Quote from: present_mirth on November 17, 2019, 01:32:13 PM
I wonder how much of this thread is really people talking past each other because they mean different things by "lecture"? To me, anything participatory or collaborative is by definition not a lecture -- if students are expected to speak, it's a discussion, and if they are doing stuff, it's an activity, and both of those are distinct from lecturing.

I completely agree! I also wonder how everyone is defining "lecture." Part of my class time is more lecture-based, but it's interactive with short activities and other forms of student participation.
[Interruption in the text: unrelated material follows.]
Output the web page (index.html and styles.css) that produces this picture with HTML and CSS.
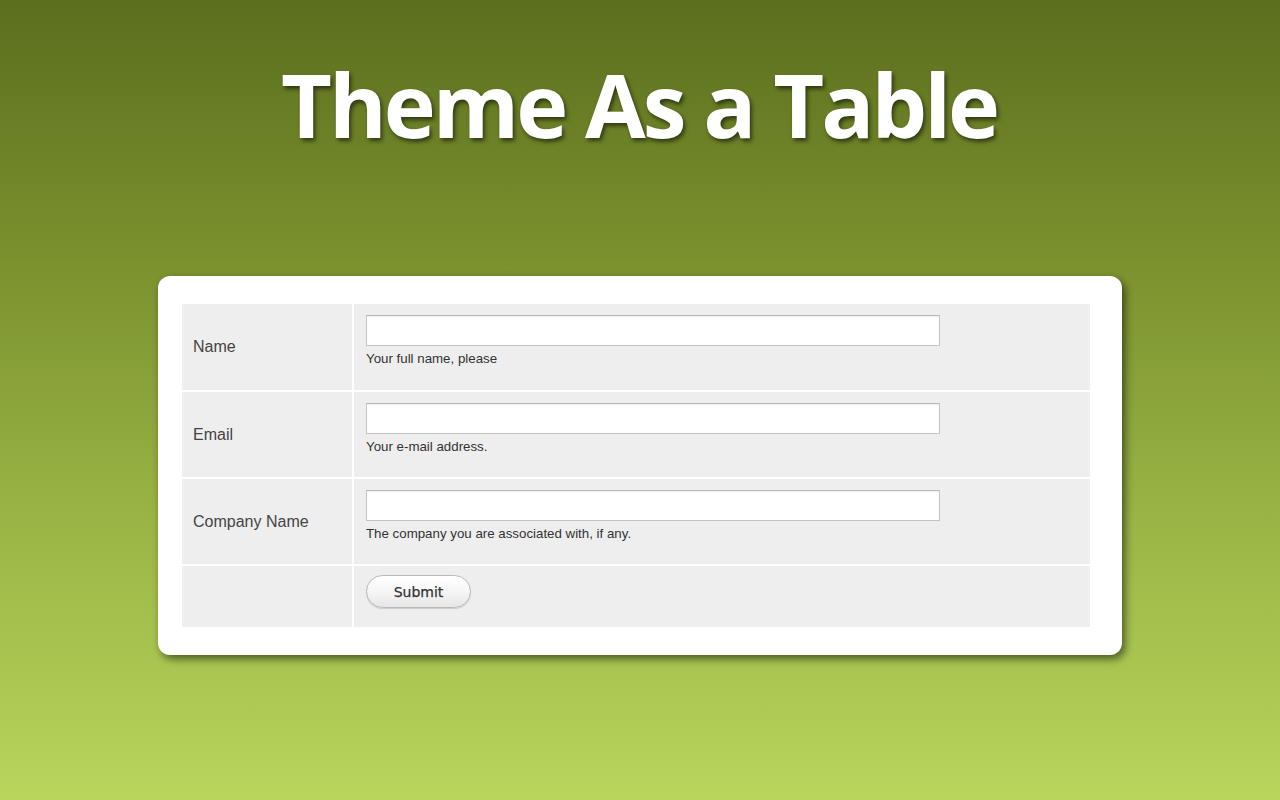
FILE: index.html
```html
<!DOCTYPE html>
<html lang="en">
<head>
<meta charset="utf-8">
<title>Theme As a Table</title>
<link rel="stylesheet" href="styles.css">
</head>
<body>
<main class="page">
  <h1 class="title">Theme As a Table</h1>
  <section class="card">
    <form class="form">
      <table class="form-table">
        <tr class="row">
          <th class="label-cell"><label for="name">Name</label></th>
          <td class="field-cell">
            <input class="text-input" id="name" type="text">
            <div class="hint">Your full name, please</div>
          </td>
        </tr>
        <tr class="row">
          <th class="label-cell"><label for="email">Email</label></th>
          <td class="field-cell">
            <input class="text-input" id="email" type="text">
            <div class="hint">Your e-mail address.</div>
          </td>
        </tr>
        <tr class="row">
          <th class="label-cell"><label for="company">Company Name</label></th>
          <td class="field-cell">
            <input class="text-input" id="company" type="text">
            <div class="hint">The company you are associated with, if any.</div>
          </td>
        </tr>
        <tr class="row row-submit">
          <th class="label-cell"></th>
          <td class="field-cell submit-cell">
            <button class="submit-btn" type="button">Submit</button>
          </td>
        </tr>
      </table>
    </form>
  </section>
</main>
</body>
</html>
```
FILE: styles.css
```css
html, body {
  margin: 0;
  padding: 0;
  height: 100%;
}
body {
  background: linear-gradient(to bottom, #5b6e1e 0%, #7d9430 35%, #9ab545 65%, #b8d55c 100%);
  font-family: "Liberation Sans", Arial, sans-serif;
  overflow: hidden;
}
.page {
  display: flex;
  flex-direction: column;
  align-items: center;
  height: 800px;
}
.title {
  margin: 54px 0 0 -2px;
  font-family: "Open Sans", "DejaVu Sans", sans-serif;
  font-weight: 700;
  font-size: 88px;
  line-height: 100px;
  letter-spacing: -3px;
  color: #fff;
  text-shadow: 2px 3px 4px rgba(0, 0, 0, 0.55);
}
.card {
  margin-top: 122px;
  width: 908px;
  padding: 28px 32px 28px 24px;
  background: #fff;
  border-radius: 12px;
  box-shadow: 3px 4px 8px rgba(0, 0, 0, 0.55);
}
.form {
  margin: 0;
}
.form-table {
  width: 908px;
  border-collapse: collapse;
  table-layout: fixed;
}
.row {
  height: 87px;
}
.row-submit {
  height: 62px;
}
.label-cell {
  width: 171px;
  box-sizing: border-box;
  background: #eeeeee;
  border-right: 2px solid #fff;
  border-bottom: 2px solid #fff;
  padding: 0 11px;
  text-align: left;
  font-weight: normal;
  font-size: 16px;
  color: #444;
  vertical-align: middle;
}
.field-cell {
  background: #eeeeee;
  border-bottom: 2px solid #fff;
  padding: 11px 12px 0 12px;
  vertical-align: top;
}
.row:last-child .label-cell,
.row:last-child .field-cell {
  border-bottom: none;
}
.submit-cell {
  padding-top: 9px;
}
.text-input {
  display: block;
  box-sizing: border-box;
  width: 574px;
  height: 31px;
  margin: 0;
  border: 1px solid #c4c4c4;
  border-top-color: #b8b8b8;
  background: #fff;
  box-shadow: inset 0 1px 1px rgba(0, 0, 0, 0.06);
}
.hint {
  margin-top: 5px;
  font-size: 13.3px;
  line-height: 15px;
  color: #333;
}
.submit-btn {
  display: block;
  width: 105px;
  height: 33px;
  padding: 0;
  border: 1px solid #b9b9b9;
  border-radius: 17px;
  background: linear-gradient(to bottom, #ffffff 0%, #f6f6f6 50%, #e6e6e6 100%);
  box-shadow: 0 1px 1px rgba(0, 0, 0, 0.15);
  font-family: "DejaVu Sans", "Liberation Sans", sans-serif;
  font-size: 14px;
  color: #333;
  -webkit-text-stroke: 0.25px #333;
}
```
Not, therefore, traditional lecture.

marshwiggle

Quote from: KiUlv on November 17, 2019, 03:21:11 PM
Quote from: present_mirth on November 17, 2019, 01:32:13 PM
I wonder how much of this thread is really people talking past each other because they mean different things by "lecture"? To me, anything participatory or collaborative is by definition not a lecture -- if students are expected to speak, it's a discussion, and if they are doing stuff, it's an activity, and both of those are distinct from lecturing.

I completely agree! I also wonder how everyone is defining "lecture." Part of my class time is more lecture-based, but it's interactive with short activities and other forms of student participation. Not, therefore, traditional lecture.
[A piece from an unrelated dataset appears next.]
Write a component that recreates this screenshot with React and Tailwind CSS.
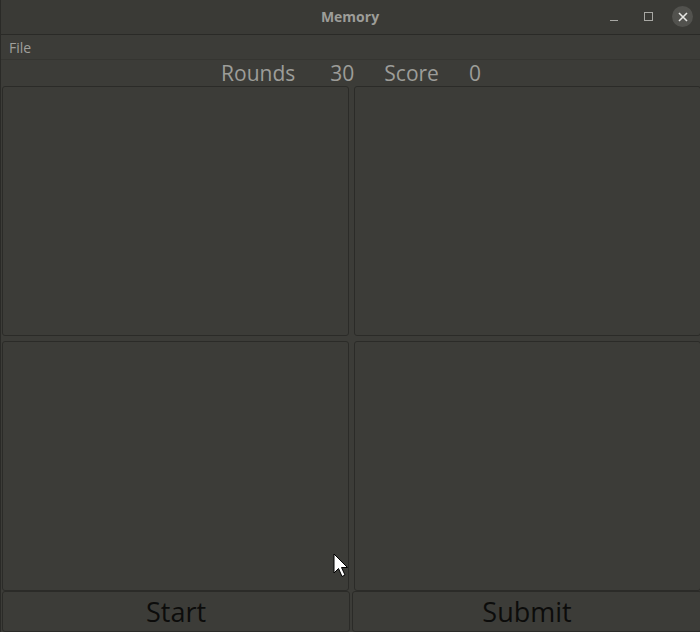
const Panel = () => (
  <div className="rounded-[3px] border border-[#2b2b28] bg-[#3c3c38]" />
);

const App = () => {
  return (
    <div
      className="relative flex h-[632px] w-[700px] flex-col overflow-hidden bg-[#3c3c38]"
      style={{ fontFamily: '"Open Sans", "Noto Sans", sans-serif' }}
    >
      <div className="relative flex h-[35px] shrink-0 items-center justify-center border-b border-[#2a2a27] bg-[#3a3a36] pb-[2px]">
        <span className="text-[14px] font-bold text-[#9d9d99]">Memory</span>
        <div className="absolute right-[7px] top-[6px] flex items-center">
          <div className="flex h-[20px] w-[20px] items-end justify-center pb-[6px]">
            <div className="h-[1px] w-[8px] bg-[#a8a8a4]" />
          </div>
          <div className="ml-[14px] flex h-[20px] w-[20px] items-center justify-center">
            <div className="h-[9px] w-[9px] border border-[#a8a8a4]" />
          </div>
          <div className="ml-[14px] flex h-[21px] w-[21px] items-center justify-center rounded-full bg-[#52524e]">
            <svg width="10" height="10" viewBox="0 0 10 10">
              <path d="M1 1 L9 9 M9 1 L1 9" stroke="#e6e6e3" strokeWidth="1.6" />
            </svg>
          </div>
        </div>
      </div>

      <div className="flex h-[25px] shrink-0 items-center border-b border-[#353531] pl-[9px] text-[14px] text-[#a0a09c]">
        File
      </div>

      <div className="flex h-[26px] shrink-0 items-center justify-center pl-[2px] text-[21px] leading-none text-[#9d9d99]">
        <span>Rounds</span>
        <span className="ml-[35px]">30</span>
        <span className="ml-[30px]">Score</span>
        <span className="ml-[30px]">0</span>
      </div>

      <div className="grid h-[505px] shrink-0 grid-cols-[347px_347px] grid-rows-[250px_250px] gap-x-[5px] gap-y-[5px] pl-[2px]">
        <Panel />
        <Panel />
        <Panel />
        <Panel />
      </div>

      <div className="grid flex-1 grid-cols-[348px_350px] gap-x-[2px] pl-[2px]">
        <button className="rounded-[3px] border border-[#2b2b28] bg-[#3c3c38] text-[27px] font-medium leading-none text-[#0c0c0b]">
          Start
        </button>
        <button className="rounded-[3px] border border-[#2b2b28] bg-[#3c3c38] text-[27px] font-medium leading-none text-[#0c0c0b]">
          Submit
        </button>
      </div>

      <div className="absolute inset-y-0 left-0 w-[1px] bg-[#2a2a27]" />

      <svg
        className="absolute left-[333px] top-[553px]"
        width="16"
        height="26"
        viewBox="0 0 16 26"
      >
        <path
          d="M1 1 L1 20 L5.5 15.5 L9 23.5 L12 22 L8.5 14.5 L14.5 14.5 Z"
          fill="#ffffff"
          stroke="#000000"
          strokeWidth="1"
          strokeLinejoin="round"
        />
      </svg>
    </div>
  );
};

export default App;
I asked my question earlier based on the assumption that probably everyone here has known profs who actually do stand up and spew for an hour with little or no feedback. But perhaps I'm out of date on that. Has that truly disappeared, or do even recent graduates here remember certain profs who did not interact at all?
It takes so little to be above average.

downer

Quote from: marshwiggle on November 17, 2019, 04:24:12 PM
Quote from: KiUlv on November 17, 2019, 03:21:11 PM
Quote from: present_mirth on November 17, 2019, 01:32:13 PM
I wonder how much of this thread is really people talking past each other because they mean different things by "lecture"? To me, anything participatory or collaborative is by definition not a lecture -- if students are expected to speak, it's a discussion, and if they are doing stuff, it's an activity, and both of those are distinct from lecturing.
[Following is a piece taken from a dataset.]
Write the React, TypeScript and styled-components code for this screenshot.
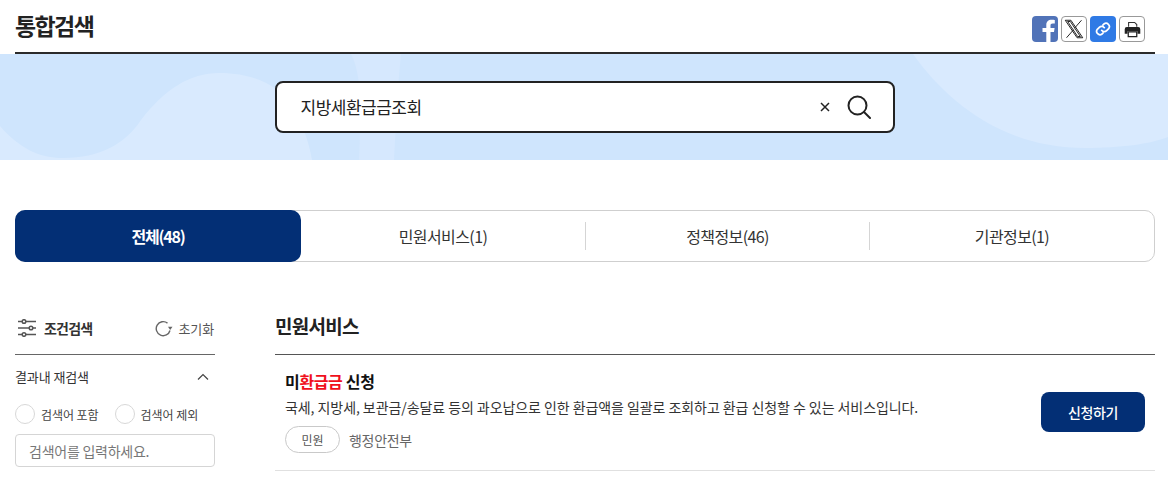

I completely agree! I also wonder how everyone is defining "lecture." Part of my class time is more lecture-based, but it's interactive with short activities and other forms of student participation. Not, therefore, traditional lecture.

I asked my question earlier based on the assumption that probably everyone here has known profs who actually do stand up and spew for an hour with little or no feedback. But perhaps I'm out of date on that. Has that truly disappeared, or do even recent graduates here remember certain profs who did not interact at all?

Of course they do. Sometimes I do. There is info to transmit and explain. Sometimes setting out info by saying it works fine.
"When fascism comes to America, it will be wrapped in the flag and carrying a cross."—Sinclair Lewis

marshwiggle

Quote from: downer on November 17, 2019, 04:53:53 PM
Quote from: marshwiggle on November 17, 2019, 04:24:12 PM
I asked my question earlier based on the assumption that probably everyone here has known profs who actually do stand up and spew for an hour with little or no feedback. But perhaps I'm out of date on that. Has that truly disappeared, or do even recent graduates here remember certain profs who did not interact at all?

Of course they do. Sometimes I do. There is info to transmit and explain. Sometimes setting out info by saying it works fine.

Especially in graduate courses, where cutting edge research means that the most up-to-date info is not widely disseminated, this makes sense. But when the information is well-established, and available in all kinds of print and online resources, it's much less obvious what value there is in one person standing in a room with other people and delivering the same information in the same manner as could be done without them being face-to-face.
It takes so little to be above average.